**DATASET EXCERPTS**:
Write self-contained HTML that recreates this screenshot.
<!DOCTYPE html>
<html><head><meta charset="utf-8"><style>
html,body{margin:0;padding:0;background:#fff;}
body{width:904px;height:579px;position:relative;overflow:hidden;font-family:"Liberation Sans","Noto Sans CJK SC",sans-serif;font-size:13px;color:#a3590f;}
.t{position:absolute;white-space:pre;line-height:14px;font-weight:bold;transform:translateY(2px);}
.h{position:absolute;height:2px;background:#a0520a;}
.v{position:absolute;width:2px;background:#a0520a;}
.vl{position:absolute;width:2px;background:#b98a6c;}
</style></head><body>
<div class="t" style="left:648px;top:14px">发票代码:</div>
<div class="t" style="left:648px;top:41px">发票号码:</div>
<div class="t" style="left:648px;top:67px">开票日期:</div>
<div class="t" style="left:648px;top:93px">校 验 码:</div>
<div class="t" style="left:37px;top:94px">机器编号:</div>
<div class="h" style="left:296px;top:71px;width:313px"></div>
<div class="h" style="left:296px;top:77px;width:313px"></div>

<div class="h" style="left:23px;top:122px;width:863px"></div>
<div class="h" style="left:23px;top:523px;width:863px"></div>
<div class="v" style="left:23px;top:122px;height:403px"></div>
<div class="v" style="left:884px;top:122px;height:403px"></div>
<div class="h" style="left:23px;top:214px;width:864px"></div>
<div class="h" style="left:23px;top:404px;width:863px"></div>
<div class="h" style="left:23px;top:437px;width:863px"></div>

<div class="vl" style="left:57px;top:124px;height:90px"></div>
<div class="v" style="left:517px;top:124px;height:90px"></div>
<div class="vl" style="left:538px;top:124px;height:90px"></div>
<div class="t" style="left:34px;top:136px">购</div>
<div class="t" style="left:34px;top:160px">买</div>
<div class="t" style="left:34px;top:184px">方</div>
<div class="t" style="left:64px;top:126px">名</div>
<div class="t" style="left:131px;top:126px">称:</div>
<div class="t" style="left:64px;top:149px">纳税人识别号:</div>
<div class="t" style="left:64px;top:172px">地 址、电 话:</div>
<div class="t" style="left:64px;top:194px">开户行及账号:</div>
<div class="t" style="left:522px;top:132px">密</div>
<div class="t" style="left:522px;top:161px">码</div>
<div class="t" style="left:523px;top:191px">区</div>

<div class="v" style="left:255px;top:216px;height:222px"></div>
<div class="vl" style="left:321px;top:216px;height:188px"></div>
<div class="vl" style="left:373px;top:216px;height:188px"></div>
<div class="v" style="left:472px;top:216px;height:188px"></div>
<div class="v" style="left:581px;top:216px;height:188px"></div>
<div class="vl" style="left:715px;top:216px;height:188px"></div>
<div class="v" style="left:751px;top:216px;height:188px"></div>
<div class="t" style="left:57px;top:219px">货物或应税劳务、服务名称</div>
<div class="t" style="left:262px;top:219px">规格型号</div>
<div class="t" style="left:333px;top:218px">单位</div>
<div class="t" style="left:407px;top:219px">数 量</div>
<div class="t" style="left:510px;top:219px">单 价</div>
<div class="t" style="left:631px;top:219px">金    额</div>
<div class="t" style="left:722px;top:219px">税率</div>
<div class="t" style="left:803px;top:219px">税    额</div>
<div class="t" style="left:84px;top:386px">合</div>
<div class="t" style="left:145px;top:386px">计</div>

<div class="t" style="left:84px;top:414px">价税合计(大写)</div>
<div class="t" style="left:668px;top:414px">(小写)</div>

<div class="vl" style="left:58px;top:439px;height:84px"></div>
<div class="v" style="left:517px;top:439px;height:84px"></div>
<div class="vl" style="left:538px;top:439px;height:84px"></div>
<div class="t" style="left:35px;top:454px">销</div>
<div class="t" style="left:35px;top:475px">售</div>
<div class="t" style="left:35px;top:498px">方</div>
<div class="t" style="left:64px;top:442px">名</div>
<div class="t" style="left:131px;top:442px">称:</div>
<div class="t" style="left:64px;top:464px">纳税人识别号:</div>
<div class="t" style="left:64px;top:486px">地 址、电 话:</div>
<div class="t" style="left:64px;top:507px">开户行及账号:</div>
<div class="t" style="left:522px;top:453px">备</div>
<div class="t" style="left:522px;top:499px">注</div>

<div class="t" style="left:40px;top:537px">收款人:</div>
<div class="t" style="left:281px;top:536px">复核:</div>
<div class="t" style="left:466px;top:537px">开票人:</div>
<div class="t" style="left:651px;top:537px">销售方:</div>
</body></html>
* * *
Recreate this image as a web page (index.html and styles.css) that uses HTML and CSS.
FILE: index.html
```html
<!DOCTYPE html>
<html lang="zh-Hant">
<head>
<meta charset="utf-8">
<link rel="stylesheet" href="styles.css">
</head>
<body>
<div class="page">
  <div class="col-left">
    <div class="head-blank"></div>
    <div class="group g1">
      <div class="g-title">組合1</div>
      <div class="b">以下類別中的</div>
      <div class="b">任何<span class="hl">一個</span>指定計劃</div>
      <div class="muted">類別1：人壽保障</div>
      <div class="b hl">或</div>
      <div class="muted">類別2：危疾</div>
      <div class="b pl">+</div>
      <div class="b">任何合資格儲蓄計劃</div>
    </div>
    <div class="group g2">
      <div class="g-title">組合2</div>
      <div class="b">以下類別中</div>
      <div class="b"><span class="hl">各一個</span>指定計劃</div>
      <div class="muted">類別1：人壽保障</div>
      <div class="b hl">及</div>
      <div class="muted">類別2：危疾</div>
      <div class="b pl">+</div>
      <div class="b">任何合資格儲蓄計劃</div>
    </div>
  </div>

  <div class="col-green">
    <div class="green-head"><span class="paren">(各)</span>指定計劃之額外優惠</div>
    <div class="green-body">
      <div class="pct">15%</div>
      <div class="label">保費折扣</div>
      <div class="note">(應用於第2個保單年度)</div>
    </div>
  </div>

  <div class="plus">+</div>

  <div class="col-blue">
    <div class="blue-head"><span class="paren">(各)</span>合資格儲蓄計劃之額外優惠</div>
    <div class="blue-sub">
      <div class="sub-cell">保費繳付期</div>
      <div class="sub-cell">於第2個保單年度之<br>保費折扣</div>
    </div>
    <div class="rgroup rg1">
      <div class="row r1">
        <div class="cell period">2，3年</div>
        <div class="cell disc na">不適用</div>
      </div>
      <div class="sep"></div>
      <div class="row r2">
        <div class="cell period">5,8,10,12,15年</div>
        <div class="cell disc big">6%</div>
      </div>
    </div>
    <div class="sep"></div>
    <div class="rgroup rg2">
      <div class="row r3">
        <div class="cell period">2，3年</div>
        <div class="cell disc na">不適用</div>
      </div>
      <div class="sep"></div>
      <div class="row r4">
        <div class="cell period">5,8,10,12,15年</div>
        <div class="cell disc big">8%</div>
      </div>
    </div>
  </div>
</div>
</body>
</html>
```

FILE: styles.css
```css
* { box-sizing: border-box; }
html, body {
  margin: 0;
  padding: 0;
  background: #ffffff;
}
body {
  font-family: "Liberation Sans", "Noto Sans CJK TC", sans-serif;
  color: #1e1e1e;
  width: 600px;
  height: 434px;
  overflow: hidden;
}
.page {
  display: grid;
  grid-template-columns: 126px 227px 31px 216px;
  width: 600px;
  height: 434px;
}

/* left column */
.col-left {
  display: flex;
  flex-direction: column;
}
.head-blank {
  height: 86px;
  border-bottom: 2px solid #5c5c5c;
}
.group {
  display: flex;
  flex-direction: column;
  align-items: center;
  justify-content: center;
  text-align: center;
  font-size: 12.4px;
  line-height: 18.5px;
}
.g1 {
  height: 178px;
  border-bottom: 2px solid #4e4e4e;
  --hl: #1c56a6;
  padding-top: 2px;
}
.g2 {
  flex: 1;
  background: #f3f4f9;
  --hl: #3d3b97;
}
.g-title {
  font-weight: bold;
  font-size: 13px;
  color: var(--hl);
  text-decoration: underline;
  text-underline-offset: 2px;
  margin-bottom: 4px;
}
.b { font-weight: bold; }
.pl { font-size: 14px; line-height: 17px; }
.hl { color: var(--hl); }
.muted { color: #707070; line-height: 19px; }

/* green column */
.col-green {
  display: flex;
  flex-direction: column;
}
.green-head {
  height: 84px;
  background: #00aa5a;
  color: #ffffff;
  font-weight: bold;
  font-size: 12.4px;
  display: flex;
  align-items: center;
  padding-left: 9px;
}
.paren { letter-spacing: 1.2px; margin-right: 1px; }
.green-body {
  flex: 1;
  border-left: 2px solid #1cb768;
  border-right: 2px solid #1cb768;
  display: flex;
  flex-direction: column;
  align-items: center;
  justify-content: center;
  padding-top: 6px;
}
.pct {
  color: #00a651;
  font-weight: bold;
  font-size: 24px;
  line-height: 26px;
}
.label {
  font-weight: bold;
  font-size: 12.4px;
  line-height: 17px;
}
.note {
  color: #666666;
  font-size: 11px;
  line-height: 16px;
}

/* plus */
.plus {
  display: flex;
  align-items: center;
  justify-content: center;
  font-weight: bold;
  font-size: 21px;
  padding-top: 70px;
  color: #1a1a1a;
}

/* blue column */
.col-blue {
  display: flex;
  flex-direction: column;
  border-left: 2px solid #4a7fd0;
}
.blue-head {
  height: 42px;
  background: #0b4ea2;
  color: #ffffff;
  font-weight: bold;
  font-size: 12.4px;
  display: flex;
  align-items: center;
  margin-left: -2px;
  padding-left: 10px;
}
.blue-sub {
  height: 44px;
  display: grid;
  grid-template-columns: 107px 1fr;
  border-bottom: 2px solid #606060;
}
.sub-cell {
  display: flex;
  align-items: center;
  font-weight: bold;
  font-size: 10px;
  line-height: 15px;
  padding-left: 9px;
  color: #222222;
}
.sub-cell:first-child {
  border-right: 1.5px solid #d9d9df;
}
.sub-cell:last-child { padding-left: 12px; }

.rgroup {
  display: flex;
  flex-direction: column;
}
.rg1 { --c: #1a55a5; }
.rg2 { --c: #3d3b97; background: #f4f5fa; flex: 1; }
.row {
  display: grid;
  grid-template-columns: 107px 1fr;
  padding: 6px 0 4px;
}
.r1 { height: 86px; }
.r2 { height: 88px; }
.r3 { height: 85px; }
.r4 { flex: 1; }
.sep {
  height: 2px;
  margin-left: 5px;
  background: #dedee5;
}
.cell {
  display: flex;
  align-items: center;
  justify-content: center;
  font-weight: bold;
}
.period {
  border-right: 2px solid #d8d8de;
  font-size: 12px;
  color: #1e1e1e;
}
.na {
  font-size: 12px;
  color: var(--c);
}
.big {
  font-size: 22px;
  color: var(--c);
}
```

**WORK INSTRUCTIONS**: Search the records for the string "that" and return every line in which it occurs.

**EXERCISE OUTPUT**:
Write self-contained HTML that recreates this screenshot.
Recreate this image as a web page (index.html and styles.css) that uses HTML and CSS.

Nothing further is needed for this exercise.